2 Near‑OOD performance

Reviewer comment (Weakness #2): “The performance of ORA on near‑OOD datasets (average 76.12 % AUROC) is on par with or slightly below state‑of‑the‑art … It would be helpful for the paper to comment on the near‑OOD performance in the main text.”

Response. We agree that near‑OOD detection deserves explicit discussion and will add a short subsection summarizing our findings:

  • The quoted 76.12% refers to the ID accuracy column; the correct mean AUROC of ORA on SSB‑Hard + NINCO is 78.53 %, slightly above ASH’s 78.17 % (ResNet‑50).
  • In near‑OOD regimes the ranking of methods fluctuates noticeably across backbones, making it hard to argue there is a state-of-the-art method. We view near‑OOD detection as a complementary task to far-OOD and will make this distinction explicit.

 

3 Future‑work discussion

Reviewer suggestion (Limitations): “A discussion on future works based on the experimental findings of this paper would improve the impact and reach of this paper.”

Response. During preliminary trials we experimented with several alternative “reference frames” for the angle computation: (a) centering w.r.t. each individual class mean and (b) centering only on the predicted class’s mean. Neither variant yielded consistent gains over our global‑mean formulation.

A natural next step is therefore to move from an either‑or choice to a weighted combination of per‑class angle scores. The weights could be set heuristically or learned from held‑out ID data, for example

  • inversely proportional to the in‑distribution feature variance of each class, or
  • proportional to the ID accuracy (or confidence) for that class.

Such a weighting scheme retains ORA’s hyper‑parameter‑free spirit when the weights are derived from readily available ID statistics, allowing the detector to adaptively emphasize the most reliable class anchors. We leave a systematic exploration of this idea to future work.


We hope these revisions address the reviewer’s concerns and clarify the contribution of ORA.

评论

Thank you for your detailed responses which have largely addressed my concerns. The original review has been updated to reflect this.

  1. Main text analysis & discussion: The take-aways paragraph you described would greatly benefit the paper and addresses this concern.

  2. Near-OOD: I appreciate that many OOD detection works have been proposed and their performance can fluctuate across backbones. However, the near- and far-OOD tasks are closely related and both deserve adequate discussion. The near-OOD benchmarks remain a challenging frontier for OOD detection, especially as it could be argued that they are more reflective of certain real-world scenarios. The inconsistency across backbones is present in both near and far-OOD and we are in agreement that it deserves further study. While there may be no clear "state-of-the-art" and on par or slight underperformance on either is by no means a sufficient justification for rejection, it is an important subset of the results that are require adequate discussion. Therefore, a adequate discussion, not necessarily a "short subsection", would greatly improve the impact of the paper.

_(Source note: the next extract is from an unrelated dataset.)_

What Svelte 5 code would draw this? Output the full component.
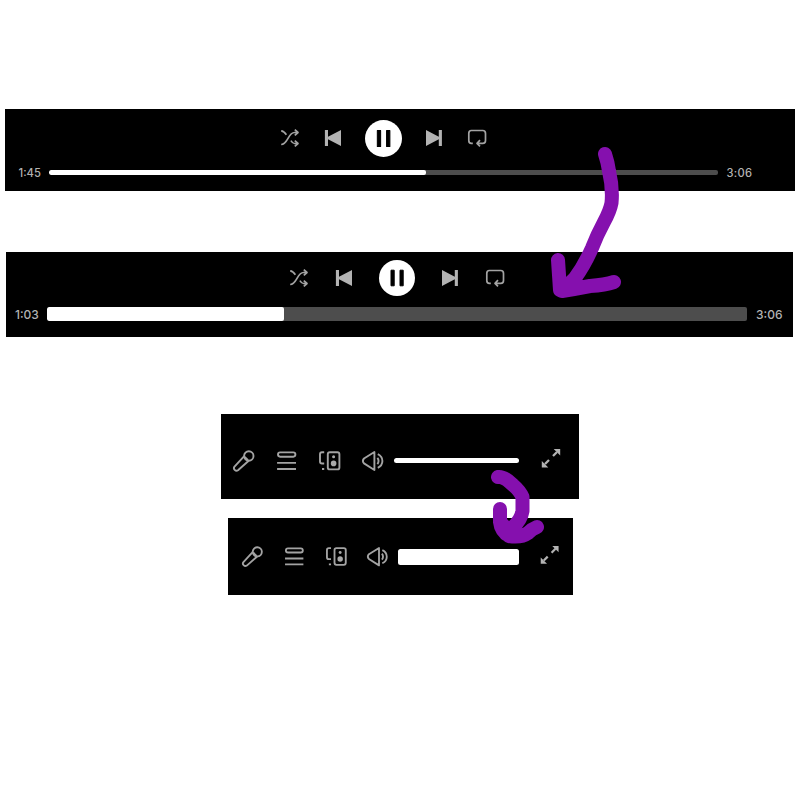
<script>
  const players = [
    { id: 'thin', now: '1:45', total: '3:06', progress: 56.4 },
    { id: 'thick', now: '1:03', total: '3:06', progress: 33.9 }
  ];
  const volumes = ['slim', 'bold'];
</script>

{#snippet shuffle()}
  <svg class="icon line shuffle" viewBox="0 0 24 24">
    <path d="M3.2 4.8C5.6 5 7 6.6 8.4 8.7M3.2 18.5C10 18.5 10 6.5 16.5 6.5H19.5M12.9 14.6C14 16.3 15 17.5 16.5 17.5H19.5M16.8 3.7L20 6.5L16.8 9.3M16.8 14.7L20 17.5L16.8 20.3" />
  </svg>
{/snippet}

{#snippet previous()}
  <svg class="icon solid" viewBox="0 0 24 24"><path d="M3.9 4H7V10.7L20 4V20L7 13.3V20H3.9Z" /></svg>
{/snippet}

{#snippet next()}
  <svg class="icon solid" viewBox="0 0 24 24"><path d="M19.9 4H16.8V10.7L4 4V20L16.8 13.3V20H19.9Z" /></svg>
{/snippet}

{#snippet repeat()}
  <svg class="icon line repeat" viewBox="0 0 24 24">
    <path d="M7.8 17.3H6.3Q3.8 17.3 3.8 14.4V7.4Q3.8 4.5 6.3 4.5H17.8Q20.5 4.5 20.5 7.4V14.4Q20.5 17.3 17.8 17.3H12.5M15 14.1L12 17.3L15 20.3" />
  </svg>
{/snippet}

<main>
  {#each players as p}
    <section class="player {p.id}">
      <div class="controls">
        {@render shuffle()}
        {@render previous()}
        <svg class="play" viewBox="0 0 36 36">
          <circle cx="18" cy="18" r="18" fill="#fff" />
          <path d="M12 10.2H15.2V25.8H12ZM21 10.2H24.2V25.8H21Z" fill="#000" stroke="#000" stroke-linejoin="round" />
        </svg>
        {@render next()}
        {@render repeat()}
      </div>
      <div class="timeline">
        <span class="now">{p.now}</span>
        <div class="track"><div class="fill" style:width="{p.progress}%"></div></div>
        <span class="total">{p.total}</span>
      </div>
    </section>
  {/each}

  {#each volumes as v}
    <section class="volume {v}">
      <svg class="icon line mic" viewBox="0 0 24 24">
        <circle cx="16.8" cy="7" r="4.7" />
        <path d="M12.2 7.2L2.5 17.7Q1.2 19.3 2.7 20.8Q4.3 22.4 6 21.2L16.7 11.8M12.7 8L16 11.2" />
      </svg>
      <svg class="icon line queue" viewBox="0 0 24 24">
        <rect x="3" y="3.4" width="17.4" height="4.3" rx="2.1" />
        <path d="M2.1 13.9H21M2.1 20H21" />
      </svg>
      <svg class="icon line device" viewBox="0 0 24 24">
        <path d="M6.2 3.2H4Q2 3.2 2 5.2V12.5Q2 14.5 4 14.5H6.2M4 20H6.2" />
        <rect x="9.8" y="3.2" width="11.6" height="17.2" rx="2" />
        <circle cx="15.6" cy="14.4" r="2.8" fill="#aaa" stroke="none" />
        <circle cx="15.6" cy="7.8" r="1.5" fill="#aaa" stroke="none" />
      </svg>
      <svg class="icon line speaker" viewBox="0 0 24 24">
        <path d="M13.4 3V21L3 14.4Q.8 12 3 9.5ZM16.4 8.9Q18.7 12 16.4 15.1M16.8 5.2Q21.4 7.4 21.4 12T16.8 18.8" />
      </svg>
      <div class="level"></div>
      <svg class="icon expand" viewBox="0 0 24 24">
        <path d="M14 10L18 6M10 14L6 18" fill="none" stroke="#b3b3b3" stroke-width="2.3" />
        <path d="M14.7 3H21.2V9.5ZM9.3 21.4H2.8V14.9Z" fill="#b3b3b3" />
      </svg>
    </section>
  {/each}

  <svg class="marks" viewBox="0 0 800 800">
    <path d="M605 154C607 160 608 163 609 171Q613 188 611.5 203Q610 211 604 222Q597 235 592 248Q584 266 575 278L562 291M558 260L560 290L562 291L574 289L590 286Q605 285 614 282M566 286L576 282" />
    <path d="M498 477Q504 476 513 485Q520 491 522.5 497V511Q521 520 513 527L506 534M500 509V522Q501 531 509 536Q521 538 528 533Q532 529 537 527M502 524L512 534" />
  </svg>
</main>

<style>
  :global(body) { margin: 0; background: #fff; }
  main {
    position: relative;
    width: 800px;
    height: 800px;
    overflow: hidden;
    background: #fff;
    font-family: Inter, "Liberation Sans", sans-serif;
    display: flex;
    flex-direction: column;
    align-items: flex-start;
  }
  section { background: #000; box-sizing: border-box; flex: none; }
  svg { display: block; flex: none; }
  .icon { width: 24px; height: 24px; }
  .line { fill: none; stroke: #a3a3a3; stroke-width: 1.9; stroke-linejoin: round; }
  .shuffle, .repeat { stroke-width: 1.7; }
  .solid { fill: #b3b3b3; }

  .controls { display: flex; align-items: center; height: 37px; }
  .timeline { display: flex; align-items: center; color: #b3b3b3; font-weight: 500; }
  .track { background: #4d4d4d; flex: none; overflow: hidden; }
  .fill { height: 100%; background: #fff; border-radius: inherit; }

  .thin { width: 790px; height: 82px; margin: 109px 0 0 5px; padding-top: 10.5px; }
  .thin .controls { padding-left: 272.6px; gap: 19px; }
  .thin .play { width: 37px; height: 37px; margin: 0 1.5px 0 1.2px; }
  .thin .timeline { height: 14px; margin-top: 9px; padding-left: 13.5px; font-size: 11.2px; }
  .thin .now { width: 30.5px; }
  .thin .track { width: 669px; height: 4.5px; border-radius: 2px; }
  .thin .total { margin-left: 8.5px; letter-spacing: 0.3px; }

  .thick { width: 787px; height: 85px; margin: 61px 0 0 6px; padding-top: 7.2px; }
  .thick .controls { padding-left: 280.7px; gap: 21px; }
  .thick .play { width: 36px; height: 36px; margin: 0 2.2px; }
  .thick .timeline { height: 14px; margin-top: 11px; padding-left: 9px; font-size: 12px; }
  .thick .now { width: 32px; }
  .thick .track { width: 700px; height: 13.5px; border-radius: 2px; }
  .thick .total { margin-left: 9px; }

  .volume { display: flex; align-items: center; }
  .level { background: #fff; flex: none; }

  .slim { width: 358px; height: 85px; margin: 77px 0 0 221px; padding: 8px 0 0 11px; }
  .slim .queue { margin-left: 19px; }
  .slim .device { margin-left: 19px; }
  .slim .speaker { margin-left: 19px; }
  .slim .level { width: 125px; height: 5.5px; margin-left: 9px; border-radius: 3px; }
  .slim .expand { margin: -5px 0 0 20px; }

  .bold { width: 345px; height: 77px; margin: 19px 0 0 228px; padding: 1px 0 0 13.3px; }
  .bold .icon { width: 23.3px; height: 23.3px; }
  .bold .queue { margin-left: 18.7px; }
  .bold .device { margin-left: 18px; }
  .bold .speaker { margin-left: 18px; }
  .bold .level { width: 121px; height: 16px; margin-left: 8.4px; border-radius: 2.5px; }
  .bold .expand { margin: -5px 0 0 19.5px; }

  .marks { position: absolute; inset: 0; width: 800px; height: 800px; }
  .marks path { fill: none; stroke: #8510ae; stroke-width: 14; stroke-linecap: round; stroke-linejoin: round; }
</style>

    I have updated the original review to fix the incorrect AUROC number.

  3. Future-work: Thank you this provides an promising direction for readers to consider that should be added to the main text if within the space constraints. Adding the results from the different reference frames in the appendix would be useful and interesting to the reader.

评论

Dear Reviewer JVzv,

Thank you for the follow up and for your constructive feedback.

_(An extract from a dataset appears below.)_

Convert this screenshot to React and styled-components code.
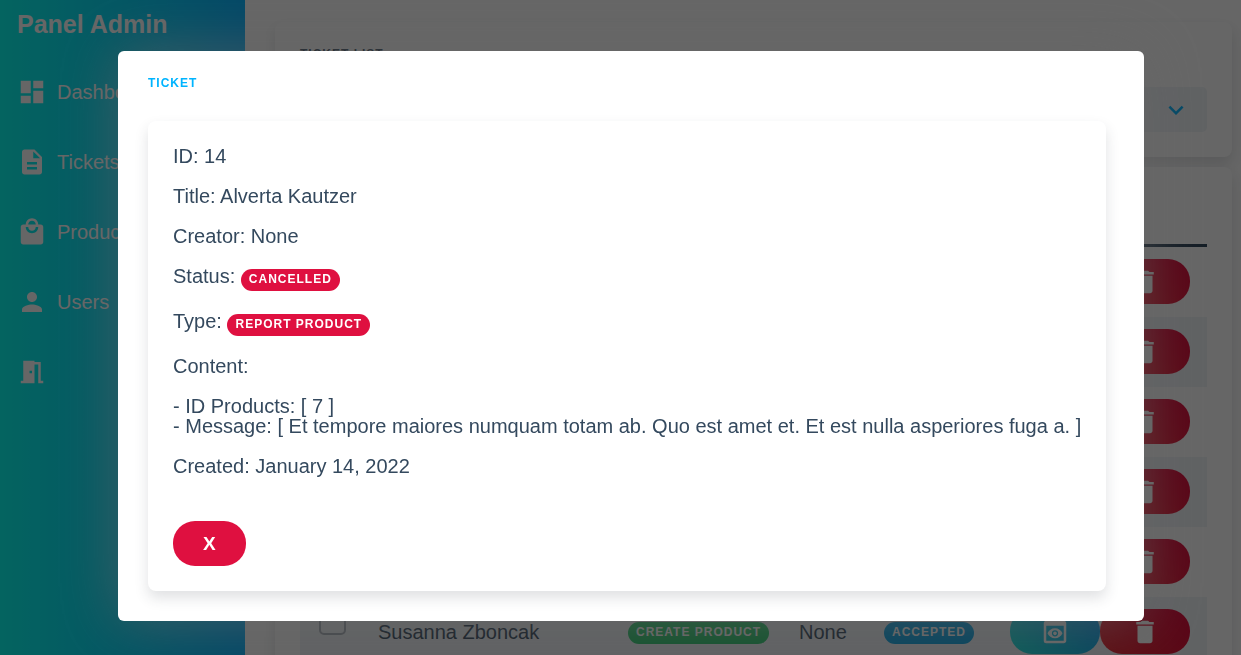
import React from "react";
import styled, { createGlobalStyle } from "styled-components";
import {
  MdDashboard,
  MdDelete,
  MdDescription,
  MdExpandMore,
  MdLocalMall,
  MdMeetingRoom,
  MdPerson,
  MdPreview,
} from "react-icons/md";

const colors = {
  text: "#34495e",
  blue: "#00b4ff",
  red: "#df1040",
  stripe: "#f0f4f8",
};

const tones = { red: colors.red, green: "#2ecc71", blue: "#0aa5e6" };

const GlobalStyle = createGlobalStyle`
  *, *::before, *::after { box-sizing: border-box; }
  body {
    margin: 0;
    overflow: hidden;
    background: #fff;
    color: ${colors.text};
    font: 20px/20px "Liberation Sans", Arial, sans-serif;
  }
  button, select, input { font: inherit; color: inherit; }
`;

const Layout = styled.div`
  display: flex;
  height: 100vh;
  overflow: hidden;
`;

const Sidebar = styled.aside`
  flex: 0 0 245px;
  padding: 10px 17px;
  color: #fff;
  background: linear-gradient(to right, #0afaf0, #0ab4ff);
`;

const Brand = styled.h1`
  margin: 0 0 39px;
  font-size: 25px;
  line-height: 28px;
`;

const NavList = styled.nav`
  display: flex;
  flex-direction: column;
  gap: 40px;
`;

const NavLink = styled.a`
  display: flex;
  align-items: center;
  gap: 10px;
  color: inherit;
  text-decoration: none;
`;

const Main = styled.main`
  flex: 1;
  min-width: 0;
  padding: 22px 9px 22px 30px;
`;

const Card = styled.section`
  padding: 25px;
  border-radius: 8px;
  background: #fff;
  box-shadow: 0 7px 14px rgba(44, 52, 70, 0.15);
  & + & { margin-top: 10px; }
`;

const Heading = styled.h2`
  margin: 0;
  color: ${(p) => (p.$accent ? colors.blue : colors.text)};
  font-size: 12px;
  line-height: 15px;
  letter-spacing: 1px;
  text-transform: uppercase;
`;

const SelectBox = styled.div`
  display: grid;
  align-items: center;
  margin-top: 25px;
  border-radius: 5px;
  background: ${colors.stripe};
  & > * { grid-area: 1 / 1; }
  & > svg {
    justify-self: end;
    margin-right: 16px;
    color: ${colors.blue};
    pointer-events: none;
  }
`;

const Select = styled.select`
  width: 100%;
  height: 45px;
  padding: 0 17px;
  border: 0;
  background: transparent;
  appearance: none;
`;

const Table = styled.table`
  width: 100%;
  table-layout: fixed;
  border-collapse: separate;
  border-spacing: 0;
`;

const Col = styled.col`
  width: ${(p) => p.$width};
`;

const Th = styled.th`
  height: 55px;
  padding: 0;
  border-bottom: 3px solid ${colors.text};
`;

const Row = styled.tr`
  &:nth-child(even) { background: ${colors.stripe}; }
`;

const Td = styled.td`
  height: 70px;
  padding: 0 17px 1px;
  white-space: nowrap;
  &:first-child { padding-left: 19px; }
`;

const Checkbox = styled.input`
  display: block;
  width: 27px;
  height: 27px;
  margin: 0 0 20px;
  border: 2px solid #a9b1bb;
  border-radius: 5px;
  appearance: none;
`;

const Badge = styled.span`
  display: inline-block;
  padding: 4px 8px 5px;
  border-radius: 11px;
  background: ${(p) => tones[p.$tone]};
  color: #fff;
  font-size: 12px;
  font-weight: bold;
  line-height: 13px;
  letter-spacing: 1px;
  text-transform: uppercase;
`;

const Actions = styled.div`
  display: flex;
`;

const ActionButton = styled.button`
  display: flex;
  align-items: center;
  justify-content: center;
  width: 90px;
  height: 45px;
  padding: 0;
  border: 0;
  border-radius: 22px;
  color: #fff;
  background: ${(p) =>
    p.$danger
      ? "linear-gradient(45deg, #e62832, #dc0a3c)"
      : "linear-gradient(45deg, #1ee6dc, #0a96f0)"};
`;

const Overlay = styled.div`
  position: fixed;
  inset: 0;
  display: flex;
  align-items: flex-start;
  padding: 51px 97px 34px 118px;
  background: rgba(0, 0, 0, 0.6);
`;

const Dialog = styled.div`
  flex: 1;
  padding: 25px 38px 30px 30px;
  border-radius: 6px;
  background: #fff;
  box-shadow: 0 0 60px rgba(102, 102, 102, 0.6);
`;

const Details = styled(Card)`
  margin-top: 30px;
  padding-right: 24px;
`;

const Field = styled.p`
  margin: 0 0 20px;
`;

const CloseButton = styled.button`
  display: block;
  height: 45px;
  margin-top: 45px;
  padding: 0 30px;
  border: 0;
  border-radius: 22px;
  background: ${colors.red};
  color: #fff;
  font-size: 19px;
  font-weight: bold;
`;

const links = [
  { label: "Dashboard", Icon: MdDashboard },
  { label: "Tickets", Icon: MdDescription },
  { label: "Products", Icon: MdLocalMall },
  { label: "Users", Icon: MdPerson },
  { label: "", Icon: MdMeetingRoom },
];

const tickets = [
  {},
  {},
  {},
  {},
  {},
  {
    title: "Susanna Zboncak",
    type: "Create product",
    creator: "None",
    status: "Accepted",
  },
];

const columns = ["61px", "auto", "171px", "85px", "126px", "214px"];

export default function App() {
  return (
    <>
      <GlobalStyle />
      <Layout>
        <Sidebar>
          <Brand>Panel Admin</Brand>
          <NavList>
            {links.map(({ label, Icon }) => (
              <NavLink key={label} href="#" aria-label={label || "Exit"}>
                <Icon size={30} />
                {label}
              </NavLink>
            ))}
          </NavList>
        </Sidebar>
        <Main>
          <Card>
            <Heading>Ticket list</Heading>
            <SelectBox>
              <Select aria-label="Ticket filter" defaultValue="">
                <option value="" />
              </Select>
              <MdExpandMore size={30} />
            </SelectBox>
          </Card>
          <Card>
            <Table>
              <colgroup>
                {columns.map((width) => (
                  <Col key={width} $width={width} />
                ))}
              </colgroup>
              <thead>
                <tr>
                  {columns.map((width) => (
                    <Th key={width} />
                  ))}
                </tr>
              </thead>
              <tbody>
                {tickets.map(({ title, type, creator, status }, i) => (
                  <Row key={i}>
                    <Td>
                      <Checkbox type="checkbox" aria-label="Select ticket" />
                    </Td>
                    <Td>{title}</Td>
                    <Td>{type && <Badge $tone="green">{type}</Badge>}</Td>
                    <Td>{creator}</Td>
                    <Td>{status && <Badge $tone="blue">{status}</Badge>}</Td>
                    <Td>
                      <Actions>
                        <ActionButton type="button" aria-label="View">
                          <MdPreview size={30} />
                        </ActionButton>
                        <ActionButton type="button" $danger aria-label="Delete">
                          <MdDelete size={30} />
                        </ActionButton>
                      </Actions>
                    </Td>
                  </Row>
                ))}
              </tbody>
            </Table>
          </Card>
        </Main>
      </Layout>
      <Overlay>
        <Dialog role="dialog" aria-modal="true" aria-labelledby="dialog-title">
          <Heading $accent id="dialog-title">
            Ticket
          </Heading>
          <Details>
            <Field>ID: 14</Field>
            <Field>Title: Alverta Kautzer</Field>
            <Field>Creator: None</Field>
            <Field>
              Status: <Badge $tone="red">Cancelled</Badge>
            </Field>
            <Field>
              Type: <Badge $tone="red">Report product</Badge>
            </Field>
            <Field>Content:</Field>
            <Field>
              - ID Products: [ 7 ]
              <br />- Message: [ Et tempore maiores numquam totam ab. Quo est
              amet et. Et est nulla asperiores fuga a. ]
            </Field>
            <Field>Created: January 14, 2022</Field>
            <CloseButton type="button" aria-label="Close">
              X
            </CloseButton>
          </Details>
        </Dialog>
      </Overlay>
    </>
  );
}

We agree that near-OOD deserves clear attention. In the final version, we will discuss our performance on near vs. far-OOD results and include further analyses in an expanded appendix.

We appreciate your engagement and your help in making the paper stronger.

评论

Dear Reviewers,

The author-reviewer discussion phase has started. If you want to discuss with the authors about more concerns and questions, please post your thoughts by adding official comments as soon as possible.

Thanks for your efforts and contributions to NeurIPS 2025.

Best regards,

Your Area Chair

最终决定

This paper proposes a new metric to detect OOD samples, based on angles between feature representations and decision boundaries. This perspective is new and interesting. In the initial reviews, reviewers have novelty concerns regarding this paper. Then, the authors addressed it during the rebuttal. Reviewer nGso had some concerns, but, after checking by the area chair, the concerns are addressed and minor. Thus, this paper is in good shape for publication. However, the area chair suggests adding a comparison or discussion on some representative baselines of zero-shot OOD detection (e.g., NegLabel) to further strengthen this paper.